First off, the few words of applying it back at the reader is almost a sure sign of being desperate for content. 400-600 word articles are not that difficult to write, even a well-researched one for me takes less than an hour. A debate or op-ed piece takes even less because you are just writing about your feelings. Then back it up with a few facts to shore up your point
It shows that you do not have a good command of the language, and demonstrates that you cannot deliver the content in other ways. SEO works best when you address it with supplemental word structures.
Now as the reader, and in particular as the rater, I see this and go, "I already know what the title is. Tell me something new. Teach me. Educate me. Make me think."
In the case of a Short Story, or a Reflection, or a Memoir, I want not just to think, but also to feel. Take me away from this mundane experience, onto something great and grand. Drop me something subtle, or something maddening.
Often times I see Poetry titled in a similar manner. While I can give the poet a little more slack, I still see it happen. When you write to Helium, you are delivering content, not title. It is important.

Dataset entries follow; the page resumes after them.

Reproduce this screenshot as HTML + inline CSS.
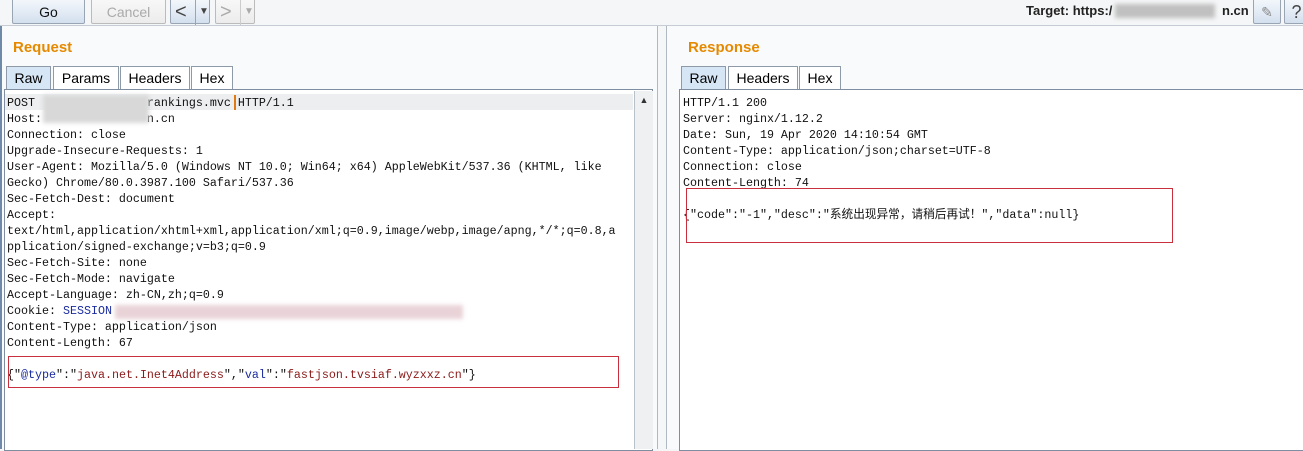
<!DOCTYPE html><html><head><style>
body{margin:0;width:1303px;height:449px;background:#f5f6f7;position:relative;overflow:hidden;font-family:"Liberation Sans",sans-serif}
.a{position:absolute}
.btn{position:absolute;top:-2px;height:26px;border:1px solid #9aa5b3;border-radius:2px;background:linear-gradient(#f4f8fc,#d4e0ee);font-size:14px;text-align:center;line-height:26px;color:#111;box-sizing:border-box}
.dis{background:linear-gradient(#f8f8f8,#ececec);color:#aaa;border-color:#bbb}
.hdr{font-weight:bold;color:#e58a00;font-size:15px}
.tab{position:absolute;top:66px;height:24px;border:1px solid #8f9aa8;border-bottom:none;background:#fff;font-size:14px;line-height:22px;text-align:center;box-sizing:border-box}
.tab.on{background:#d7e6f5}
.ed{position:absolute;background:#fff;border:1px solid #7f8da0;box-sizing:border-box}
pre{margin:0;font-family:"Liberation Mono","Noto Sans CJK SC",monospace;font-size:11.67px;line-height:16px;color:#111;white-space:pre}
.blur{position:absolute;background:#d8d8d8;filter:blur(2px)}
.box{position:absolute;border:1px solid #c8303d}
</style></head><body>
<div class="a" style="left:0;top:25px;width:1303px;height:1px;background:#c5ccd4"></div>
<div class="btn" style="left:12px;width:73px">Go</div>
<div class="btn dis" style="left:91px;width:75px">Cancel</div>
<div class="btn" style="left:170px;width:40px;text-align:left;padding-left:4px;font-size:20px;color:#444">&lt;<span style="position:absolute;left:24px;top:0;font-size:10px;border-left:1px solid #9aa5b3;padding-left:3px">▼</span></div>
<div class="btn dis" style="left:215px;width:40px;text-align:left;padding-left:4px;font-size:20px">&gt;<span style="position:absolute;left:24px;top:0;font-size:10px;border-left:1px solid #ccc;padding-left:3px">▼</span></div>
<div class="a" style="left:1026px;top:3px;font-size:13px;font-weight:bold;color:#222">Target: https:/</div>
<div class="blur" style="left:1115px;top:4px;width:100px;height:14px;background:#c0c0c0"></div>
<div class="a" style="left:1222px;top:3px;font-size:13px;font-weight:bold;color:#222">n.cn</div>
<div class="btn" style="left:1253px;width:28px;color:#888">✎</div>
<div class="btn" style="left:1284px;width:25px;font-size:18px;color:#444">?</div>

<div class="a" style="left:0;top:26px;width:657px;height:423px;border-right:1px solid #b0b8c2;background:#f9fafb"></div>
<div class="a" style="left:666px;top:26px;width:637px;height:423px;border-left:1px solid #b0b8c2;background:#f9fafb"></div>
<div class="a" style="left:0;top:26px;width:2px;height:423px;background:#6f8aa8"></div>

<div class="a hdr" style="left:13px;top:39px">Request</div>
<div class="tab on" style="left:6px;width:45px">Raw</div>
<div class="tab" style="left:53px;width:66px">Params</div>
<div class="tab" style="left:120px;width:70px">Headers</div>
<div class="tab" style="left:191px;width:42px">Hex</div>
<div class="ed" style="left:4px;top:89px;width:649px;height:362px">
<div class="a" style="left:0;top:4px;width:628px;height:16px;background:#eceef0"></div>
<div class="a" style="left:629px;top:1px;width:18px;height:358px;background:#eef0f2;border-left:1px solid #b8c0c8"><div style="font-size:9px;text-align:center;color:#333;margin-top:4px">▲</div></div>
<pre class="a" style="left:2px;top:5px">POST                rankings.mvc HTTP/1.1
Host:               n.cn
Connection: close
Upgrade-Insecure-Requests: 1
User-Agent: Mozilla/5.0 (Windows NT 10.0; Win64; x64) AppleWebKit/537.36 (KHTML, like
Gecko) Chrome/80.0.3987.100 Safari/537.36
Sec-Fetch-Dest: document
Accept:
text/html,application/xhtml+xml,application/xml;q=0.9,image/webp,image/apng,*/*;q=0.8,a
pplication/signed-exchange;v=b3;q=0.9
Sec-Fetch-Site: none
Sec-Fetch-Mode: navigate
Accept-Language: zh-CN,zh;q=0.9
Cookie: <span style="color:#1a2ca0">SESSION</span>
Content-Type: application/json
Content-Length: 67

{"<span style="color:#1a2ca0">@type</span>":"<span style="color:#8b1a1a">java.net.Inet4Address</span>","<span style="color:#1a2ca0">val</span>":"<span style="color:#8b1a1a">fastjson.tvsiaf.wyzxxz.cn</span>"}</pre>
<div class="a" style="left:229px;top:5px;width:2px;height:15px;background:#e07a10"></div>
<div class="blur" style="left:38px;top:5px;width:106px;height:28px"></div>
<div class="blur" style="left:110px;top:215px;width:348px;height:14px;background:#e9d3d8"></div>
<div class="box" style="left:3px;top:266px;width:609px;height:30px"></div>
</div>

<div class="a hdr" style="left:688px;top:39px">Response</div>
<div class="tab on" style="left:681px;width:45px">Raw</div>
<div class="tab" style="left:728px;width:70px">Headers</div>
<div class="tab" style="left:799px;width:42px">Hex</div>
<div class="ed" style="left:679px;top:89px;width:630px;height:362px">
<pre class="a" style="left:3px;top:5px">HTTP/1.1 200
Server: nginx/1.12.2
Date: Sun, 19 Apr 2020 14:10:54 GMT
Content-Type: application/json;charset=UTF-8
Connection: close
Content-Length: 74

{"code":"-1","desc":"系统出现异常，请稍后再试！","data":null}</pre>
<div class="box" style="left:6px;top:98px;width:485px;height:53px"></div>
</div>
</body></html>
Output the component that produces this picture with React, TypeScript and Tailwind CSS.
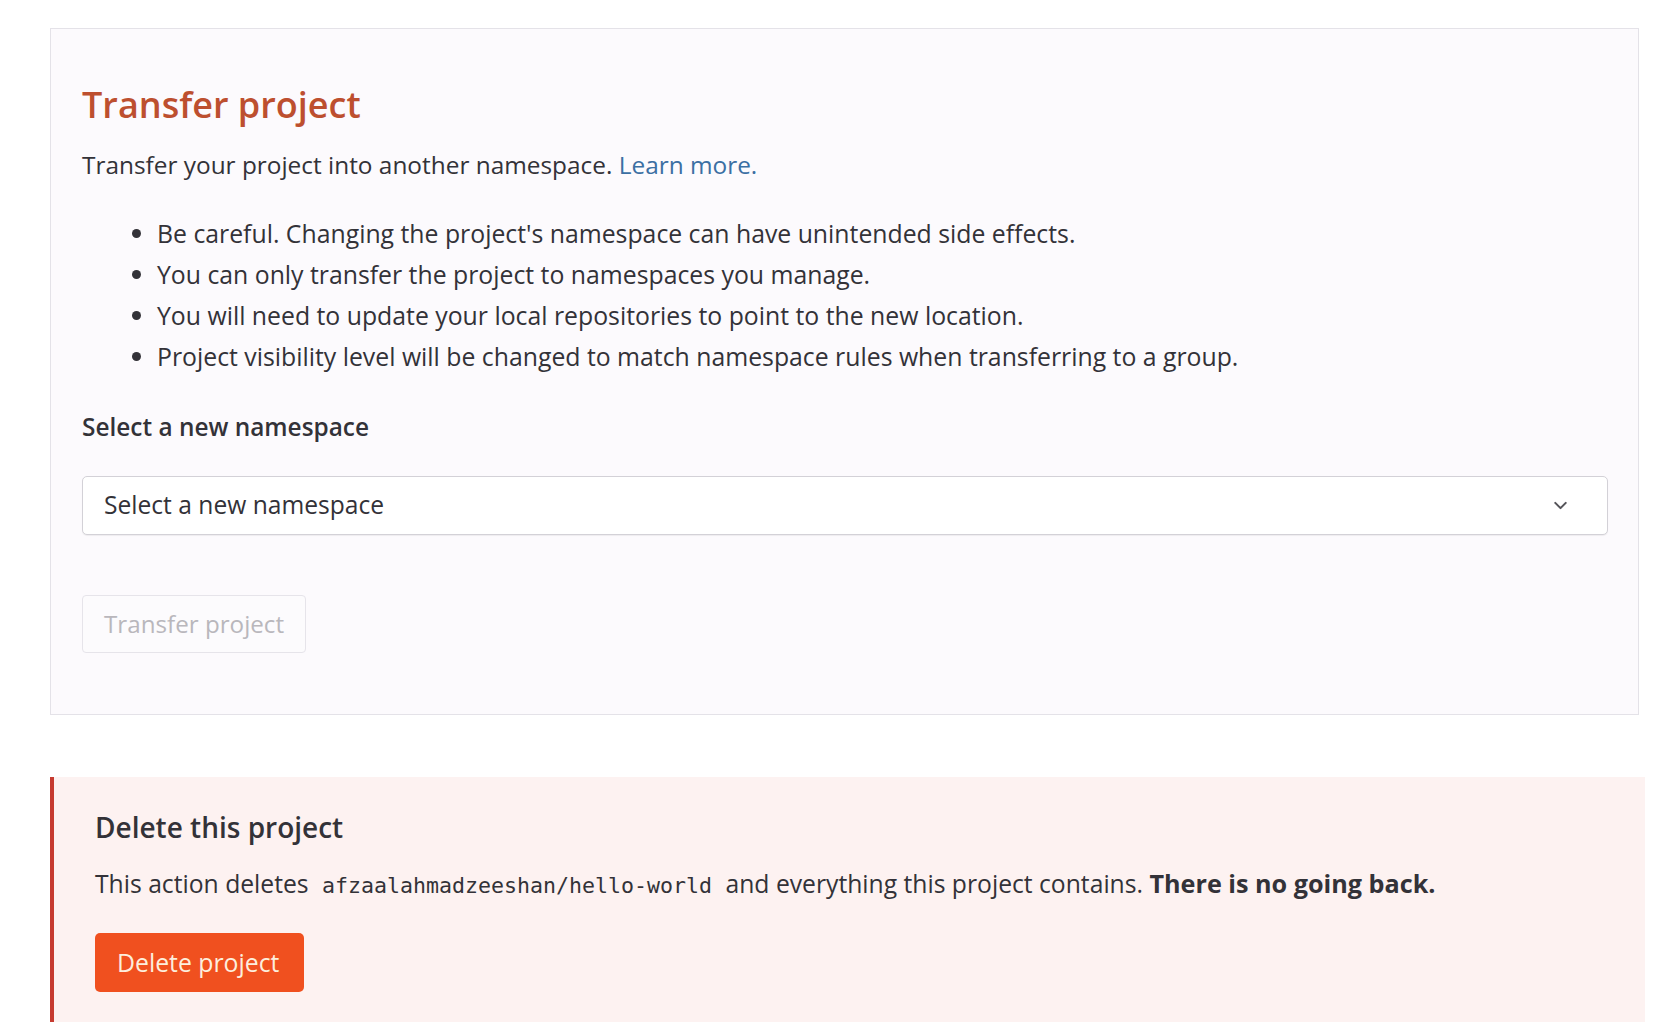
import { ChevronDown } from 'lucide-react';

const warnings = [
    "Be careful. Changing the project's namespace can have unintended side effects.",
    "You can only transfer the project to namespaces you manage.",
    "You will need to update your local repositories to point to the new location.",
    "Project visibility level will be changed to match namespace rules when transferring to a group.",
];

function TransferPanel() {
    return (
        <section className="border border-[#e4e2e8] bg-[#fcfafd] pl-[31px] pr-[30px] pt-[56px] pb-[61px]">
            <h2 className="text-[36px] leading-[40px] font-semibold text-[#bd4f2f]">Transfer project</h2>
            <p className="mt-[23px] text-[24.4px] leading-[34px] text-[#333238]">
                Transfer your project into another namespace. <a href="#" className="text-[#3b6fa3]">Learn more.</a>
            </p>
            <ul className="mt-[31px] pl-[75px] list-disc text-[24.8px] leading-[41px] text-[#333238] marker:text-[#333238]">
                {warnings.map((w, i) => (
                    <li key={i}>{w}</li>
                ))}
            </ul>
            <label className="block mt-[33px] text-[24.4px] leading-[34px] font-semibold text-[#333238]">Select a new namespace</label>
            <button className="mt-[32px] w-full h-[59px] flex items-center justify-between pl-[21px] pr-[36px] bg-white border border-[#d3d1d7] rounded-[5px] shadow-[0_1px_1px_rgba(0,0,0,0.06)] text-[24.6px] text-[#333238]">
                <span>Select a new namespace</span>
                <ChevronDown size={21} strokeWidth={2.4} className="text-[#555459]" />
            </button>
            <button disabled className="mt-[60px] h-[58px] w-[224px] flex items-center pl-[21px] border border-[#e6e4ea] bg-[#fcfbfd] rounded-[4px] text-[24.2px] text-[#b9b7bc]">
                Transfer project
            </button>
        </section>
    );
}

function DeletePanel() {
    return (
        <section className="mt-[62px] mr-[-6px] border-l-4 border-[#c63b30] bg-[#fdf2f1] pl-[41px] pt-[33px] pb-[30px]">
            <h3 className="text-[28px] leading-[34px] font-semibold text-[#333238]">Delete this project</h3>
            <p className="mt-[22px] text-[24.7px] leading-[34px] text-[#333238]">
                This action deletes{' '}
                <code className="px-[7px] text-[21.6px] font-['DejaVu_Sans_Mono',monospace] text-[#333238]">afzaalahmadzeeshan/hello-world</code>
                {' '}and everything this project contains. <strong className="font-bold text-[25.2px]">There is no going back.</strong>
            </p>
            <button className="mt-[30px] h-[59px] w-[209px] flex items-center pl-[22px] bg-[#f0501f] rounded-[5px] text-[24.8px] text-[#fdeedd]">
                Delete project
            </button>
        </section>
    );
}

export default function App() {
    return (
        <div className="min-h-[1036px] bg-white pt-[28px] pl-[50px] pr-[15px] font-['Open_Sans',sans-serif]">
            <TransferPanel />
            <DeletePanel />
        </div>
    );
}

I cannot tell you how many times in the forums I've seen three and four star writers say this repeatedly. It's almost painful to watch some promising author do this.
That's not to say we've not all done it. However, as individuals paid for their work, attempting to create a body of work, or even just poking around, do we want to have our work dismissed so casually?
I think not.
Yes, that's a judgment call, as a professionally paid person, I have to use my editor's eye on my own work. I must be ruthless. I must, with every stroke of the key strive to write one piece better than the last. I myself, for example have a tendency to write run-on sentences. Now that I am aware of it, I can slow down a bit. Think a little bit more about sentence structure. Improve on the model. Be the better word artist, if you will.
This is, after all, in the end, how we grow as writers, people, and individuals.